Built in error messages, such as the one above, are in place to prevent an ANOVA being conducted when assumptions of an ANOVA test are not met. These include normally distributed data and homogeneity of variance.

Therein lies the problem though. Commute data seems likely to include ties, and in this case non-parameteric rank tests are unvailable due to ties. It seems then that descriptive statistics may be the only way to truly analyze the data. In this case, the lowest mean and variance seem to be desirable, with mean probably having greater significance.

Step 4: Watch for future updates.

Future patches may include different types of statistical tests built to handle the data type better.
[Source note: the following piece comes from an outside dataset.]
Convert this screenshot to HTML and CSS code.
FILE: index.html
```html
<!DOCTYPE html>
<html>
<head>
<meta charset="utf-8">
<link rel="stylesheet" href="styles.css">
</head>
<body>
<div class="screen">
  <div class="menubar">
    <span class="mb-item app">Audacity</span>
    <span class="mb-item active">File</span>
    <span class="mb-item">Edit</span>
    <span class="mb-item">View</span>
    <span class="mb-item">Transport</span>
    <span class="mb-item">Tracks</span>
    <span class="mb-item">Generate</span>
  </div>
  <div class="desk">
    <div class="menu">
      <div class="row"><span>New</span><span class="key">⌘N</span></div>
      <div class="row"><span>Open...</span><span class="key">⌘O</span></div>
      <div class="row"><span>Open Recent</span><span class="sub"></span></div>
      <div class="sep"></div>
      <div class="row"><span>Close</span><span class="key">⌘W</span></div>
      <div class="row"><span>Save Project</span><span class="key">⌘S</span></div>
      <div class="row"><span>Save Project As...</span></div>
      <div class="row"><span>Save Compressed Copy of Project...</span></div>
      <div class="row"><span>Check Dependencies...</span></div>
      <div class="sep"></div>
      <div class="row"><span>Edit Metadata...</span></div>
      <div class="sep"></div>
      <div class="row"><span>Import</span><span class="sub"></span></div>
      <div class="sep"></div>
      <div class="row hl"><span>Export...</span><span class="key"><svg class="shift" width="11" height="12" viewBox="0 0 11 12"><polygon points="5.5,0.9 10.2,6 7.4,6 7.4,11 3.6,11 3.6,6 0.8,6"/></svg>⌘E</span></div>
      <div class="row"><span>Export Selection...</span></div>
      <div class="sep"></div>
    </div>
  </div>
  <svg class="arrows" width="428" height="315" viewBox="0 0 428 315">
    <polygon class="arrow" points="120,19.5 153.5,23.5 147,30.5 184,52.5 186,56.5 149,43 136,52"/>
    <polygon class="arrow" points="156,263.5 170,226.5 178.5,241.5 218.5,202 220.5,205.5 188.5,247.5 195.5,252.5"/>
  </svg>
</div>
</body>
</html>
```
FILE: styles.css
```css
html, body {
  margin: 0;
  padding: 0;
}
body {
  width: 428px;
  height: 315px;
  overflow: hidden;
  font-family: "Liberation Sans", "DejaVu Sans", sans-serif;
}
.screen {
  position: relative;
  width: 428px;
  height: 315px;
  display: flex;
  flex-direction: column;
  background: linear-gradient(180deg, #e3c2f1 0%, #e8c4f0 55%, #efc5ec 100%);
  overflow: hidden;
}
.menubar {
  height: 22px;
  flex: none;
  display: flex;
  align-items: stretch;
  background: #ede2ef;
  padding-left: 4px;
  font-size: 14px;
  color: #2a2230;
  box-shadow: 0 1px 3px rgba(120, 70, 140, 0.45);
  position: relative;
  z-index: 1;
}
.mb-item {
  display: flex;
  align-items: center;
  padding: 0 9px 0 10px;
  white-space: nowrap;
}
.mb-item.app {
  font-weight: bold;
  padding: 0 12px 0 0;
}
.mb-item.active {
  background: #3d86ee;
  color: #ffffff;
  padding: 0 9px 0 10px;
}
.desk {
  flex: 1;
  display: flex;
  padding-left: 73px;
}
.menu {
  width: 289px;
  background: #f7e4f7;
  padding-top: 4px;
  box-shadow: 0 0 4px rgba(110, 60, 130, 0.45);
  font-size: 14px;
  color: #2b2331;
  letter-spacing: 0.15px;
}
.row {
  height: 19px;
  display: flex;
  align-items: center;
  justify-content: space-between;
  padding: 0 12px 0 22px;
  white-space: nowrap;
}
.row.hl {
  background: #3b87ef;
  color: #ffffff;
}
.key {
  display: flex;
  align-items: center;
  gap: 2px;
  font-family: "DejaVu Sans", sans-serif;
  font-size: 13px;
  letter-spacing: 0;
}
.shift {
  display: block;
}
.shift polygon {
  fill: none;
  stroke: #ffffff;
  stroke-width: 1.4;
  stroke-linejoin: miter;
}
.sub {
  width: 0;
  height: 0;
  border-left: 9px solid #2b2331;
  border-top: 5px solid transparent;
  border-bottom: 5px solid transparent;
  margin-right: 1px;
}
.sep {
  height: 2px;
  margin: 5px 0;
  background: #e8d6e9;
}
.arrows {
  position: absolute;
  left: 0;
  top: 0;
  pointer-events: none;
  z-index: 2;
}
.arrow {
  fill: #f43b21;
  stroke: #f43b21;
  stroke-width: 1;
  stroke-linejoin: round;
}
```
Then you'll be extra certain you know which times or days you should drive instead of working at home. Naturally, though, you'll have some type of mandatory meeting that puts you on the road for your least optimal drive time, but this package can't do much about that! ;)

Recap

Leaving between 8:46 and 9:31 seemed to give me the best result. The mean was pretty low, and the variance of the time group was small with one outlier at 35 minutes. Other groups did seem to perform better, but there also needs to be some consideration given to when I needed to be at Saunders. Unless I wanted to leave very early in the morning, or arrive very late, this seemed to be the best compromise. Unfortunately, Probability Theory was at 9:15, and this guaranteed that at least two days a week I was on the road during the worst times, 7:18 to 8:02. Although, these interpretations are highly subjective since interpreting the boxplots is the only valid course of action at this point.

If I had it to do over again, I may have tried to synthesize some kind of test statistic based around variance and mean. It's pretty obvious now that this data didn't lend itself to my chosen method of analysis. If I were going to continue working on this, I would probably move in that direction. I may have tried to come up with another type of data to examine. My goals were so ambitious that there are a lot of logic checks built into the package that may have been unnecessary. They also took a lot of time.